Picture it—solar panels lined up under the open sky, drinking in the sun day after day. But the sun isn’t the only thing hitting them. The wind comes too, and it’s rough. It shoves, it pulls, sometimes it even tries to peel panels straight off their mounts. That’s why wind load analysis isn’t some background detail—it’s what keeps the whole system alive.
Engineers don’t just slap panels on a roof or field and call it a day. They dig into how air flows, how gusts slam into surfaces, how pressure builds and shifts. They crunch the numbers to make sure those panels won’t wobble, bend, or worse, break free in a storm.
This blog pulls back the curtain on the work you don’t usually see. We’re diving into how wind load analysis actually works in solar engineering, why it’s such a big deal, and the ways engineers keep projects steady against the wild, unpredictable power of the wind.
Wind Load Basics
Before we dive into the details of wind load analysis, it helps to first get a grip on what wind load actually means.
Wind load is basically the wind shoving against a structure. For solar panels, though, that shove can be brutal—it can twist the frames, rattle the hardware, and if no one accounts for it, the whole setup could fail. What makes it even more complicated is that wind never behaves the same way twice. One moment it’s a soft breeze, the next it’s a sharp gust, then it’s swirling in all directions like it has a mind of its own.
How much pressure a solar setup takes on depends on where it’s installed and what the environment throws at it—speed, direction, open fields, rooftops, or terrain that funnels wind in strange ways.

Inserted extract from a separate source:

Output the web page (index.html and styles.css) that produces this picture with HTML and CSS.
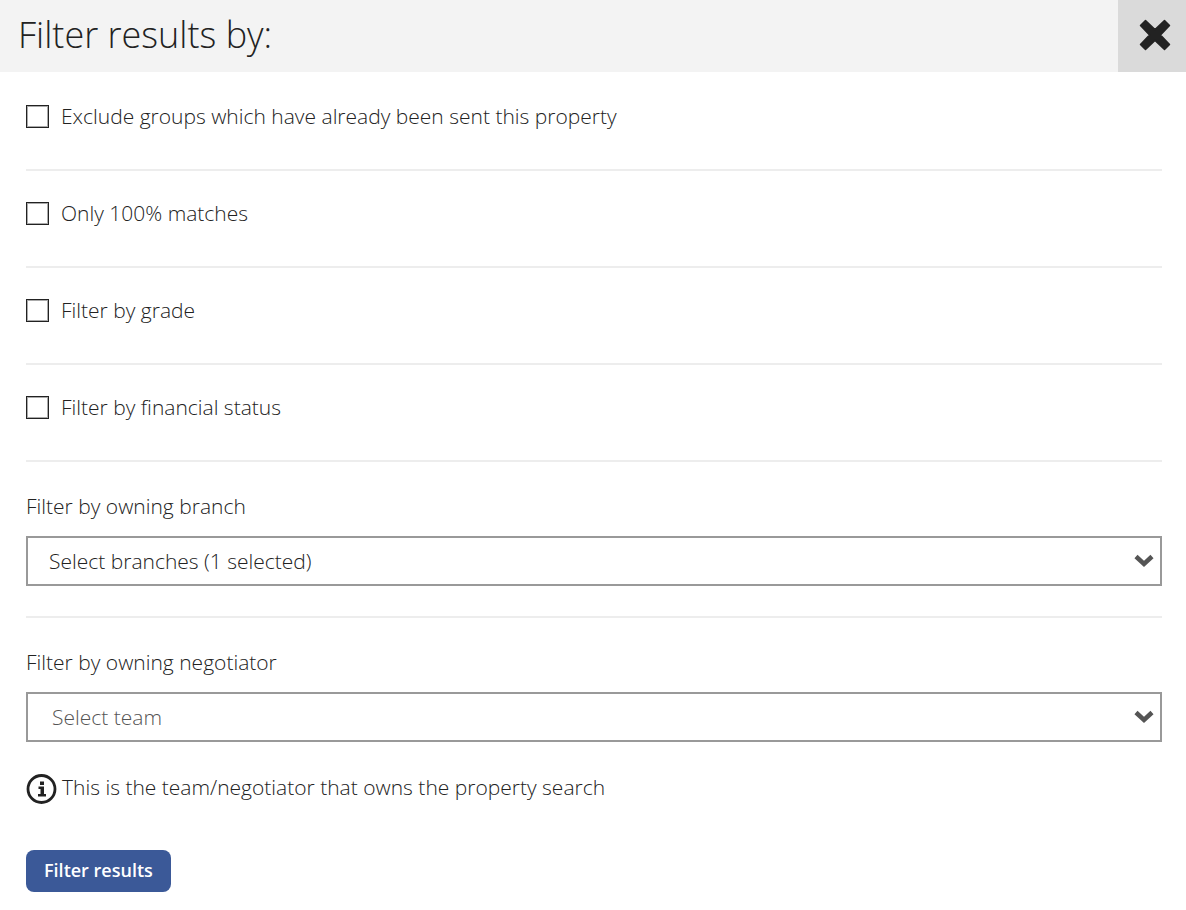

All those factors combine to create loads that engineers have to predict and plan for, long before a single panel goes up.
Importance of Wind Load Analysis
Wind load analysis matters in solar engineering, and here’s why:
Safety: This is what keeps panels from turning dangerous. It’s the guardrail that makes sure they don’t tear loose when storms hit and the wind comes swinging.
Compliance: You can’t dodge the rules. Most regions demand wind load checks, no exceptions. Skip it and the permits stall—no approval, no project.
Longevity: Do the analysis right, and the system holds up. Panels stay steady through years of wind stress, built to last instead of crumble.
Factors Influencing Wind Loads
A lot of things shape how wind slams into a solar setup—it’s never just one factor.
Wind Speed: Start with the obvious. Local wind speeds, pulled from past weather data and climate patterns, set the baseline. A breezy coast and a calm valley? Very different stories.
Wind Direction: It’s not just how fast, but where it’s coming from. A head-on gust hits harder than a side breeze, so engineers always plan for the worst-case angle.
Terrain and Topography: Wide-open fields? The wind tears through with full force. Nestled near hills or buildings? You get some shelter. The land itself decides how the gusts behave.
Building Shape and Height: The taller or flatter the structure, the more wind it has to fight. Low and angled? Safer. High and flat? Like a sail, ready to catch every gust.
Wind Load Analysis Methods
Engineers don’t just guess how wind will hit a solar setup—they test it, model it, push it until the numbers make sense.
Static Analysis: The bare-bones method. Fixed wind speeds, fixed directions, no surprises. It’s quick, it’s simple, and for small projects, it gets the job done. But it’s not the full story.
Dynamic Analysis: Bigger projects? You need more. This one digs into how the structure actually moves when the wind shifts—gusts, turbulence, the whole chaotic mess. It’s closer to real life, and it shows you if the system can really take the hit.
Wind Tunnel Testing: Sometimes you just need to see it happen. Build a scale model, stick it in a tunnel, crank up the fans, and watch the wind go to work. Nothing beats seeing the forces play out in real time.
And it doesn’t stop evolving. As tech gets sharper, as engineers find new ways to measure and model the invisible, solar only gets stronger. Each step forward means panels that aren’t just collecting sunlight—they’re built to take a beating from nature and keep delivering clean power for years on end.